Collected data ▸
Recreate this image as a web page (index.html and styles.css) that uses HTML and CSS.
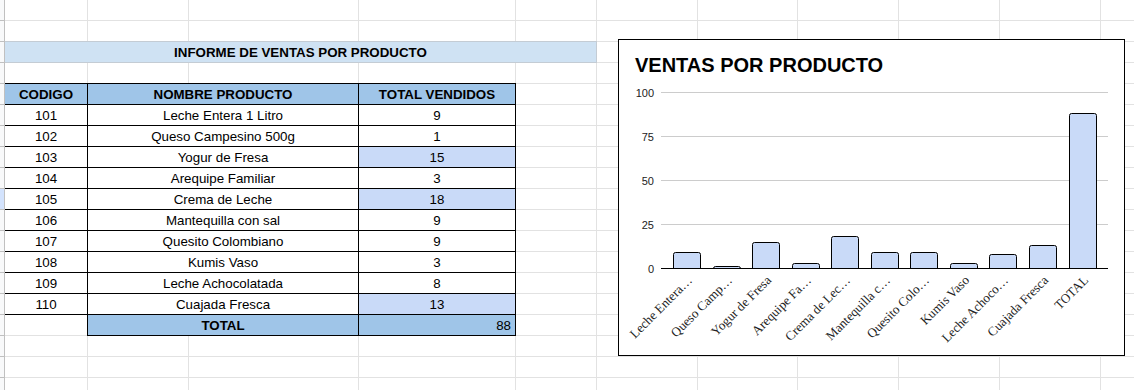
FILE: index.html
```html
<!DOCTYPE html>
<html lang="es">
<head>
<meta charset="utf-8">
<title>Informe de ventas por producto</title>
<link rel="stylesheet" href="styles.css">
</head>
<body>
<div class="sheet">
  <div class="row"><div class="rh"></div></div>
  <div class="row"><div class="rh"></div></div>
  <div class="row"><div class="rh"></div><div class="band">INFORME DE VENTAS POR PRODUCTO</div></div>
  <div class="row"><div class="rh"></div><div class="cap"></div></div>
  <div class="row"><div class="rh"></div><div class="c head">CODIGO</div><div class="c head name">NOMBRE PRODUCTO</div><div class="c head">TOTAL VENDIDOS</div></div>
  <div class="row"><div class="rh"></div><div class="c">101</div><div class="c name">Leche Entera 1 Litro</div><div class="c">9</div></div>
  <div class="row"><div class="rh"></div><div class="c">102</div><div class="c name">Queso Campesino 500g</div><div class="c">1</div></div>
  <div class="row"><div class="rh"></div><div class="c">103</div><div class="c name">Yogur de Fresa</div><div class="c hi">15</div></div>
  <div class="row"><div class="rh"></div><div class="c">104</div><div class="c name">Arequipe Familiar</div><div class="c">3</div></div>
  <div class="row"><div class="rh sel"></div><div class="c">105</div><div class="c name">Crema de Leche</div><div class="c hi">18</div></div>
  <div class="row"><div class="rh"></div><div class="c">106</div><div class="c name">Mantequilla con sal</div><div class="c">9</div></div>
  <div class="row"><div class="rh"></div><div class="c">107</div><div class="c name">Quesito Colombiano</div><div class="c">9</div></div>
  <div class="row"><div class="rh"></div><div class="c">108</div><div class="c name">Kumis Vaso</div><div class="c">3</div></div>
  <div class="row"><div class="rh"></div><div class="c">109</div><div class="c name">Leche Achocolatada</div><div class="c">8</div></div>
  <div class="row"><div class="rh"></div><div class="c">110</div><div class="c name">Cuajada Fresca</div><div class="c hi">13</div></div>
  <div class="row"><div class="rh"></div><div class="c blank"></div><div class="c head name">TOTAL</div><div class="c total-val">88</div></div>
  <div class="row"><div class="rh"></div></div>
  <div class="row"><div class="rh"></div></div>
  <div class="row"><div class="rh"></div></div>

  <div class="chart">
    <div class="chart-title">VENTAS POR PRODUCTO</div>
    <svg class="plot" width="505" height="278" viewBox="0 0 505 278">
      <g class="grid">
        <line x1="42" y1="15.5" x2="489" y2="15.5"/>
        <line x1="42" y1="59.5" x2="489" y2="59.5"/>
        <line x1="42" y1="103.5" x2="489" y2="103.5"/>
        <line x1="42" y1="147.5" x2="489" y2="147.5"/>
      </g>
      <g class="ylab">
        <text x="35" y="19.5">100</text>
        <text x="35" y="63.5">75</text>
        <text x="35" y="107.5">50</text>
        <text x="35" y="151.5">25</text>
        <text x="35" y="195.5">0</text>
      </g>
      <g class="bars">
        <path d="M54.5 191.5V177.5Q54.5 175.5 56.5 175.5H79.5Q81.5 175.5 81.5 177.5V191.5"/>
        <path d="M94.5 191.5V191.5Q94.5 189.5 96.5 189.5H119.5Q121.5 189.5 121.5 191.5V191.5"/>
        <path d="M133.5 191.5V167.5Q133.5 165.5 135.5 165.5H158.5Q160.5 165.5 160.5 167.5V191.5"/>
        <path d="M173.5 191.5V188.5Q173.5 186.5 175.5 186.5H198.5Q200.5 186.5 200.5 188.5V191.5"/>
        <path d="M212.5 191.5V161.5Q212.5 159.5 214.5 159.5H237.5Q239.5 159.5 239.5 161.5V191.5"/>
        <path d="M252.5 191.5V177.5Q252.5 175.5 254.5 175.5H277.5Q279.5 175.5 279.5 177.5V191.5"/>
        <path d="M291.5 191.5V177.5Q291.5 175.5 293.5 175.5H316.5Q318.5 175.5 318.5 177.5V191.5"/>
        <path d="M331.5 191.5V188.5Q331.5 186.5 333.5 186.5H356.5Q358.5 186.5 358.5 188.5V191.5"/>
        <path d="M370.5 191.5V179.5Q370.5 177.5 372.5 177.5H395.5Q397.5 177.5 397.5 179.5V191.5"/>
        <path d="M410.5 191.5V170.5Q410.5 168.5 412.5 168.5H435.5Q437.5 168.5 437.5 170.5V191.5"/>
        <path d="M450.5 191.5V38.5Q450.5 36.5 452.5 36.5H475.5Q477.5 36.5 477.5 38.5V191.5"/>
      </g>
      <line class="axis" x1="42" y1="191.5" x2="489" y2="191.5"/>
      <g class="xlab">
        <text x="74" y="204" transform="rotate(-45 74 204)">Leche Entera…</text>
        <text x="114" y="204" transform="rotate(-45 114 204)">Queso Camp…</text>
        <text x="153" y="204" transform="rotate(-45 153 204)">Yogur de Fresa</text>
        <text x="193" y="204" transform="rotate(-45 193 204)">Arequipe Fa…</text>
        <text x="232" y="204" transform="rotate(-45 232 204)">Crema de Lec…</text>
        <text x="272" y="204" transform="rotate(-45 272 204)">Mantequilla c…</text>
        <text x="311" y="204" transform="rotate(-45 311 204)">Quesito Colo…</text>
        <text x="351" y="204" transform="rotate(-45 351 204)">Kumis Vaso</text>
        <text x="390" y="204" transform="rotate(-45 390 204)">Leche Achoco…</text>
        <text x="430" y="204" transform="rotate(-45 430 204)">Cuajada Fresca</text>
        <text x="470" y="204" transform="rotate(-45 470 204)">TOTAL</text>
      </g>
    </svg>
  </div>
</div>
</body>
</html>
```
FILE: styles.css
```css
html, body {
  margin: 0;
  padding: 0;
  background: #fff;
}

.sheet {
  position: relative;
  width: 1134px;
  height: 390px;
  overflow: hidden;
  font-family: "Liberation Sans", Arial, sans-serif;
  font-size: 10pt;
  color: #000;
  background-color: #fff;
  background-image:
    linear-gradient(#e2e2e2, #e2e2e2),
    linear-gradient(#e2e2e2, #e2e2e2),
    linear-gradient(#e2e2e2, #e2e2e2),
    linear-gradient(#e2e2e2, #e2e2e2),
    linear-gradient(#e2e2e2, #e2e2e2),
    linear-gradient(#e2e2e2, #e2e2e2),
    linear-gradient(#e2e2e2, #e2e2e2),
    linear-gradient(#e2e2e2, #e2e2e2),
    linear-gradient(#e2e2e2, #e2e2e2),
    linear-gradient(#e2e2e2, #e2e2e2),
    repeating-linear-gradient(to bottom, transparent 0 20px, #e2e2e2 20px 21px);
  background-position:
    87px 0, 188px 0, 358px 0, 515px 0, 596px 0,
    697px 0, 797px 0, 898px 0, 999px 0, 1100px 0,
    0 0;
  background-size:
    1px 100%, 1px 100%, 1px 100%, 1px 100%, 1px 100%,
    1px 100%, 1px 100%, 1px 100%, 1px 100%, 1px 100%,
    100% 100%;
  background-repeat: no-repeat;
}

.row {
  display: grid;
  grid-template-columns: 5px 83px 101px 170px 157px 81px;
  height: 21px;
}

.rh {
  box-sizing: border-box;
  background: #f8f9fa;
  border-right: 1px solid #c0c0c0;
  border-bottom: 1px solid #c0c0c0;
}

.rh.sel {
  background: #d3e3fd;
}

.band {
  grid-column: span 5;
  box-sizing: border-box;
  margin-top: -1px;
  background: #cfe2f3;
  border-top: 1px solid #c4ccd4;
  border-bottom: 1px solid #c4ccd4;
  border-right: 1px solid #c4ccd4;
  display: flex;
  align-items: center;
  justify-content: center;
  font-weight: bold;
}

.cap {
  grid-column: span 4;
  box-sizing: border-box;
  border-bottom: 1px solid #000;
}

.c {
  box-sizing: border-box;
  background: #fff;
  border-right: 1px solid #000;
  border-bottom: 1px solid #000;
  display: flex;
  align-items: center;
  justify-content: center;
  white-space: nowrap;
}

.c.name {
  grid-column: span 2;
}

.c.head {
  background: #9fc5e8;
  font-weight: bold;
}

.c.hi {
  background: #c9daf8;
}

.c.blank {
  background: transparent;
  border-bottom: none;
}

.c.total-val {
  background: #9fc5e8;
  justify-content: flex-end;
  padding-right: 4px;
}

.chart {
  position: absolute;
  left: 618px;
  top: 39px;
  width: 507px;
  height: 317px;
  box-sizing: border-box;
  border: 1px solid #000;
  background: #fff;
}

.chart-title {
  padding: 13px 0 0 16px;
  font: bold 20px/24px "Liberation Sans", Arial, sans-serif;
  color: #000;
}

.plot {
  display: block;
}

.grid line {
  stroke: #cccccc;
  stroke-width: 1;
}

.axis {
  stroke: #000;
  stroke-width: 1;
}

.ylab text {
  font-family: "Liberation Sans", Arial, sans-serif;
  font-size: 11px;
  fill: #222;
  text-anchor: end;
}

.bars path {
  fill: #c9daf8;
  stroke: #000;
  stroke-width: 1;
}

.xlab text {
  font-family: "Liberation Serif", "Times New Roman", serif;
  font-size: 13px;
  fill: #222;
  text-anchor: end;
}
```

Exercise prompt ▸ From the listing above, copy out each line where the word "index" appears.

Answer to this task ▸
Recreate this image as a web page (index.html and styles.css) that uses HTML and CSS.
FILE: index.html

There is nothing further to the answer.